=== EXERCISE PROMPT ===
Copy out the data exactly, leaving the pictures behind.

=== AVAILABLE DATA ===

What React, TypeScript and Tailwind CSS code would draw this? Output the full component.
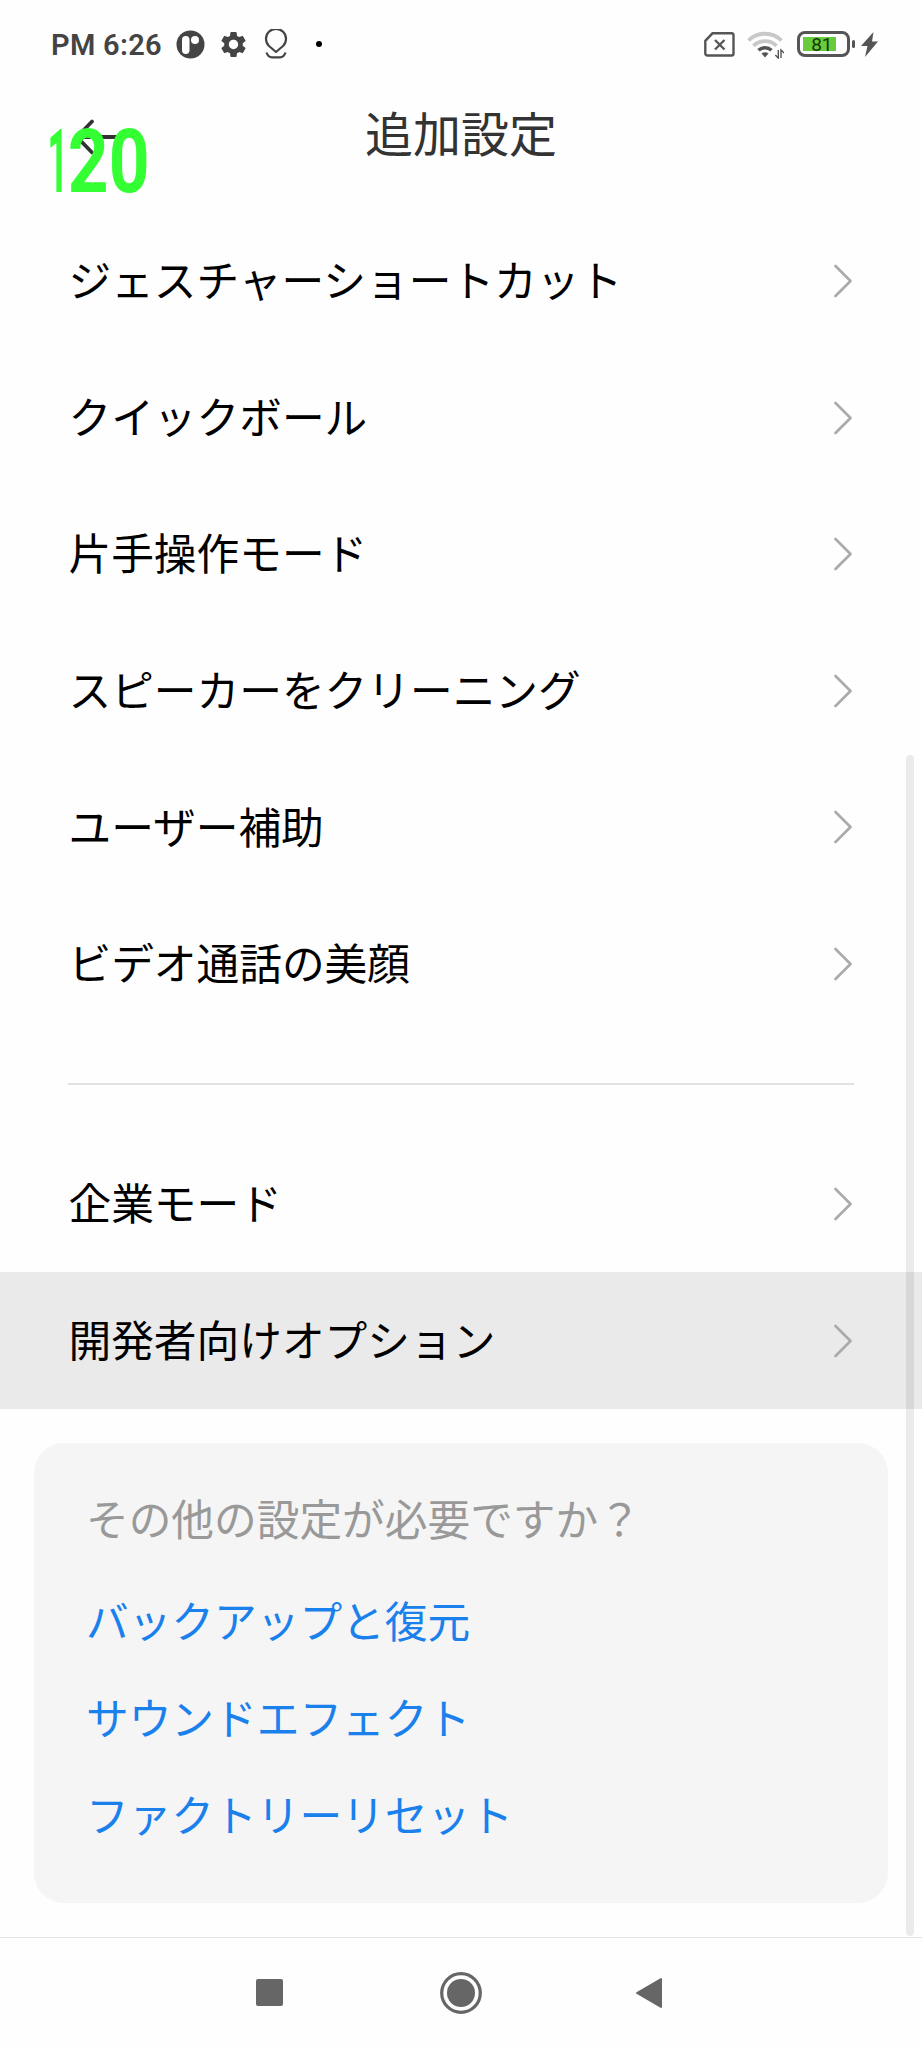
import React from "react";
import { MdSettings } from "react-icons/md";

const mainItems = [
  "ジェスチャーショートカット",
  "クイックボール",
  "片手操作モード",
  "スピーカーをクリーニング",
  "ユーザー補助",
  "ビデオ通話の美顔",
];

const extraItems = [
  { name: "企業モード", pressed: false },
  { name: "開発者向けオプション", pressed: true },
];

const links = ["バックアップと復元", "サウンドエフェクト", "ファクトリーリセット"];

function StatusBar() {
  return (
    <div className="flex h-[90px] items-center justify-between pl-[51px] pr-11 text-[#444]">
      <div className="flex items-center">
        <span className="w-[125px] whitespace-nowrap font-[Roboto,sans-serif] text-[29px] font-semibold leading-none tracking-[0.3px]">
          PM 6:26
        </span>
        <svg width="29" height="29" viewBox="0 0 29 29" className="-mt-0.5">
          <circle cx="14.5" cy="14.5" r="14" fill="#444" />
          <rect x="6" y="6" width="7.5" height="18" rx="3.7" fill="#fff" />
          <circle cx="19" cy="10" r="4" fill="#fff" />
        </svg>
        <MdSettings className="-mt-0.5 ml-[13px] size-[31px]" />
        <svg
          width="24"
          height="30"
          viewBox="0 0 24 30"
          fill="none"
          stroke="#444"
          strokeWidth="2.2"
          className="-mt-0.5 ml-[15px]"
        >
          <path d="M12 23 5 17a10 10 0 1 1 14 0z" strokeLinejoin="round" />
          <path d="M2.5 23.500c1 3 3 4.800 5.500 4.800h8c2.500 0 4.500-1.800 5.500-4.800" />
        </svg>
        <span className="-mt-0.5 ml-[28px] size-[5.5px] rounded-full bg-black" />
      </div>
      <div className="-mt-0.5 flex items-center">
        <svg width="31" height="25" viewBox="0 0 31 25" fill="none" stroke="#555" strokeWidth="2.4">
          <path d="M8.500 1.300H27.500a2 2 0 0 1 2 2V21.500a2 2 0 0 1-2 2H3.300a2 2 0 0 1-2-2V8.800z" />
          <path d="m11 8 9.500 9.500M20.500 8 11 17.500" strokeWidth="2.3" />
        </svg>
        <svg width="37" height="28" viewBox="0 0 37 28" fill="none" className="ml-3 mt-0.5">
          <path d="M1.500 9.500a23.500 23.500 0 0 1 33 0" stroke="#c8c8c8" strokeWidth="3.800" />
          <path d="M6.500 14.800a16.500 16.500 0 0 1 23 0" stroke="#c8c8c8" strokeWidth="3.800" />
          <path d="M11.500 19.300a9.500 9.500 0 0 1 13 0" stroke="#555" strokeWidth="3.600" />
          <path d="M14.500 22.500q3.500-2.500 7 0L18 26.500z" fill="#555" />
          <path d="M31.300 19v8l-3-3M34 27v-8l3 3" stroke="#555" strokeWidth="1.400" />
        </svg>
        <div className="ml-[13px] flex h-[26px] w-[53px] rounded-[8px] border-[3.500px] border-[#555] p-[3px]">
          <div className="flex h-[14px] w-[33px] items-center justify-end bg-[#67cb3b] pr-[3px] font-[Roboto,sans-serif] text-[19px] leading-none text-[#123806]">
            81
          </div>
        </div>
        <span className="ml-[2px] h-2 w-[3.500px] rounded-sm bg-[#555]" />
        <svg width="17" height="25" viewBox="0 0 17 25" className="ml-[6px]">
          <path d="M12.500 0 0 14h6.500L4 25 17 9.500h-6z" fill="#555" />
        </svg>
      </div>
    </div>
  );
}

function Chevron() {
  return (
    <svg width="18" height="34" viewBox="0 0 18 34" fill="none" className="shrink-0">
      <path
        d="M1.500 2 16.500 17 1.500 32"
        stroke="#aaa"
        strokeWidth="2.600"
        strokeLinecap="round"
        strokeLinejoin="round"
      />
    </svg>
  );
}

function Row({ name, pressed }: { name: string; pressed?: boolean }) {
  return (
    <div
      className={`flex h-[136.600px] items-center justify-between pl-[68.500px] pr-[70px] ${
        pressed ? "bg-[#eaeaea]" : ""
      }`}
    >
      <span className="pb-[5px] text-[42.700px] leading-none text-black">{name}</span>
      <Chevron />
    </div>
  );
}

function NavBar() {
  return (
    <div className="mt-auto flex h-[111.500px] items-center border-t-[1.500px] border-[#e4e4e4] pl-[256px] text-[#666]">
      <span className="size-[27px] rounded-[2px] bg-current" />
      <svg width="42" height="42" viewBox="0 0 42 42" className="ml-[156.500px]">
        <circle cx="21" cy="21" r="19.300" fill="none" stroke="currentColor" strokeWidth="3.200" />
        <circle cx="21" cy="21" r="14" fill="currentColor" />
      </svg>
      <svg width="28" height="32" viewBox="0 0 28 32" className="ml-[153.500px]">
        <path
          d="M2 16 26 2v28z"
          fill="currentColor"
          stroke="currentColor"
          strokeWidth="2"
          strokeLinejoin="round"
        />
      </svg>
    </div>
  );
}

function App() {
  return (
    <div
      lang="ja"
      className="relative flex h-[2048px] w-[922px] flex-col overflow-hidden bg-[#fefefe] font-['Noto_Sans_CJK_JP',sans-serif]"
    >
      <StatusBar />

      <header className="relative flex h-[88px] items-center justify-center">
        <h1 className="pb-[7px] text-[48px] leading-none text-[#333]">追加設定</h1>
        <svg
          width="50"
          height="36"
          viewBox="0 0 50 36"
          fill="none"
          stroke="#333"
          strokeWidth="3.800"
          strokeLinecap="round"
          strokeLinejoin="round"
          className="absolute left-[75px] top-[29px]"
        >
          <path d="M17 2.500 2 18l15 15.500M2 18h45" />
        </svg>
        {/* refresh rate overlay */}
        <span className="absolute left-[27px] top-[27px] origin-left scale-x-[0.8] whitespace-nowrap font-[Roboto,sans-serif] text-[89px] font-bold leading-none text-[#33ff33]">
          <span className="inline-block origin-right scale-x-[0.5]">1</span>20
        </span>
      </header>

      <main className="pt-[34.700px]">
        {mainItems.map((name) => (
          <Row key={name} name={name} />
        ))}
        <hr className="mx-[68px] mb-[51px] mt-[50.600px] border-t-2 border-[#e2e2e2]" />
        {extraItems.map((item) => (
          <Row key={item.name} name={item.name} pressed={item.pressed} />
        ))}

        <section className="ml-[34px] mt-[34px] h-[460px] w-[854px] rounded-[30px] bg-[#f5f5f5] pl-[52px] pt-[47px]">
          <p className="mb-[27px] text-[42.700px] leading-[54px] text-[#999]">
            その他の設定が必要ですか？
          </p>
          {links.map((link) => (
            <a key={link} className="block text-[42.700px] leading-[97px] text-[#1a80ec]">
              {link}
            </a>
          ))}
        </section>
      </main>

      <NavBar />

      {/* scrollbar */}
      <div className="absolute right-2 top-[755px] h-[1181px] w-2 rounded-full bg-black/[0.075]" />
    </div>
  );
}

export default App;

=== OUTPUT OF THE EXERCISE ===
What React, TypeScript and Tailwind CSS code would draw this? Output the full component.
import React from "react";
import { MdSettings } from "react-icons/md";

const mainItems = [
  "ジェスチャーショートカット",
  "クイックボール",
  "片手操作モード",
  "スピーカーをクリーニング",
  "ユーザー補助",
  "ビデオ通話の美顔",
];

const extraItems = [
  { name: "企業モード", pressed: false },
  { name: "開発者向けオプション", pressed: true },
];

const links = ["バックアップと復元", "サウンドエフェクト", "ファクトリーリセット"];

function StatusBar() {
  return (
    <div className="flex h-[90px] items-center justify-between pl-[51px] pr-11 text-[#444]">
      <div className="flex items-center">
        <span className="w-[125px] whitespace-nowrap font-[Roboto,sans-serif] text-[29px] font-semibold leading-none tracking-[0.3px]">
          PM 6:26
        </span>
        <svg width="29" height="29" viewBox="0 0 29 29" className="-mt-0.5">
          <circle cx="14.5" cy="14.5" r="14" fill="#444" />
          <rect x="6" y="6" width="7.5" height="18" rx="3.7" fill="#fff" />
          <circle cx="19" cy="10" r="4" fill="#fff" />
        </svg>
        <MdSettings className="-mt-0.5 ml-[13px] size-[31px]" />
        <svg
          width="24"
          height="30"
          viewBox="0 0 24 30"
          fill="none"
          stroke="#444"
          strokeWidth="2.2"
          className="-mt-0.5 ml-[15px]"
        >
          <path d="M12 23 5 17a10 10 0 1 1 14 0z" strokeLinejoin="round" />
          <path d="M2.5 23.500c1 3 3 4.800 5.500 4.800h8c2.500 0 4.500-1.800 5.500-4.800" />
        </svg>
        <span className="-mt-0.5 ml-[28px] size-[5.5px] rounded-full bg-black" />
      </div>
      <div className="-mt-0.5 flex items-center">
        <svg width="31" height="25" viewBox="0 0 31 25" fill="none" stroke="#555" strokeWidth="2.4">
          <path d="M8.500 1.300H27.500a2 2 0 0 1 2 2V21.500a2 2 0 0 1-2 2H3.300a2 2 0 0 1-2-2V8.800z" />
          <path d="m11 8 9.500 9.500M20.500 8 11 17.500" strokeWidth="2.3" />
        </svg>
        <svg width="37" height="28" viewBox="0 0 37 28" fill="none" className="ml-3 mt-0.5">
          <path d="M1.500 9.500a23.500 23.500 0 0 1 33 0" stroke="#c8c8c8" strokeWidth="3.800" />
          <path d="M6.500 14.800a16.500 16.500 0 0 1 23 0" stroke="#c8c8c8" strokeWidth="3.800" />
          <path d="M11.500 19.300a9.500 9.500 0 0 1 13 0" stroke="#555" strokeWidth="3.600" />
          <path d="M14.500 22.500q3.500-2.500 7 0L18 26.500z" fill="#555" />
          <path d="M31.300 19v8l-3-3M34 27v-8l3 3" stroke="#555" strokeWidth="1.400" />
        </svg>
        <div className="ml-[13px] flex h-[26px] w-[53px] rounded-[8px] border-[3.500px] border-[#555] p-[3px]">
          <div className="flex h-[14px] w-[33px] items-center justify-end bg-[#67cb3b] pr-[3px] font-[Roboto,sans-serif] text-[19px] leading-none text-[#123806]">
            81
          </div>
        </div>
        <span className="ml-[2px] h-2 w-[3.500px] rounded-sm bg-[#555]" />
        <svg width="17" height="25" viewBox="0 0 17 25" className="ml-[6px]">
          <path d="M12.500 0 0 14h6.500L4 25 17 9.500h-6z" fill="#555" />
        </svg>
      </div>
    </div>
  );
}

function Chevron() {
  return (
    <svg width="18" height="34" viewBox="0 0 18 34" fill="none" className="shrink-0">
      <path
        d="M1.500 2 16.500 17 1.500 32"
        stroke="#aaa"
        strokeWidth="2.600"
        strokeLinecap="round"
        strokeLinejoin="round"
      />
    </svg>
  );
}

function Row({ name, pressed }: { name: string; pressed?: boolean }) {
  return (
    <div
      className={`flex h-[136.600px] items-center justify-between pl-[68.500px] pr-[70px] ${
        pressed ? "bg-[#eaeaea]" : ""
      }`}
    >
      <span className="pb-[5px] text-[42.700px] leading-none text-black">{name}</span>
      <Chevron />
    </div>
  );
}

function NavBar() {
  return (
    <div className="mt-auto flex h-[111.500px] items-center border-t-[1.500px] border-[#e4e4e4] pl-[256px] text-[#666]">
      <span className="size-[27px] rounded-[2px] bg-current" />
      <svg width="42" height="42" viewBox="0 0 42 42" className="ml-[156.500px]">
        <circle cx="21" cy="21" r="19.300" fill="none" stroke="currentColor" strokeWidth="3.200" />
        <circle cx="21" cy="21" r="14" fill="currentColor" />
      </svg>
      <svg width="28" height="32" viewBox="0 0 28 32" className="ml-[153.500px]">
        <path
          d="M2 16 26 2v28z"
          fill="currentColor"
          stroke="currentColor"
          strokeWidth="2"
          strokeLinejoin="round"
        />
      </svg>
    </div>
  );
}

function App() {
  return (
    <div
      lang="ja"
      className="relative flex h-[2048px] w-[922px] flex-col overflow-hidden bg-[#fefefe] font-['Noto_Sans_CJK_JP',sans-serif]"
    >
      <StatusBar />

      <header className="relative flex h-[88px] items-center justify-center">
        <h1 className="pb-[7px] text-[48px] leading-none text-[#333]">追加設定</h1>
        <svg
          width="50"
          height="36"
          viewBox="0 0 50 36"
          fill="none"
          stroke="#333"
          strokeWidth="3.800"
          strokeLinecap="round"
          strokeLinejoin="round"
          className="absolute left-[75px] top-[29px]"
        >
          <path d="M17 2.500 2 18l15 15.500M2 18h45" />
        </svg>
        {/* refresh rate overlay */}
        <span className="absolute left-[27px] top-[27px] origin-left scale-x-[0.8] whitespace-nowrap font-[Roboto,sans-serif] text-[89px] font-bold leading-none text-[#33ff33]">
          <span className="inline-block origin-right scale-x-[0.5]">1</span>20
        </span>
      </header>

      <main className="pt-[34.700px]">
        {mainItems.map((name) => (
          <Row key={name} name={name} />
        ))}
        <hr className="mx-[68px] mb-[51px] mt-[50.600px] border-t-2 border-[#e2e2e2]" />
        {extraItems.map((item) => (
          <Row key={item.name} name={item.name} pressed={item.pressed} />
        ))}

        <section className="ml-[34px] mt-[34px] h-[460px] w-[854px] rounded-[30px] bg-[#f5f5f5] pl-[52px] pt-[47px]">
          <p className="mb-[27px] text-[42.700px] leading-[54px] text-[#999]">
            その他の設定が必要ですか？
          </p>
          {links.map((link) => (
            <a key={link} className="block text-[42.700px] leading-[97px] text-[#1a80ec]">
              {link}
            </a>
          ))}
        </section>
      </main>

      <NavBar />

      {/* scrollbar */}
      <div className="absolute right-2 top-[755px] h-[1181px] w-2 rounded-full bg-black/[0.075]" />
    </div>
  );
}

export default App;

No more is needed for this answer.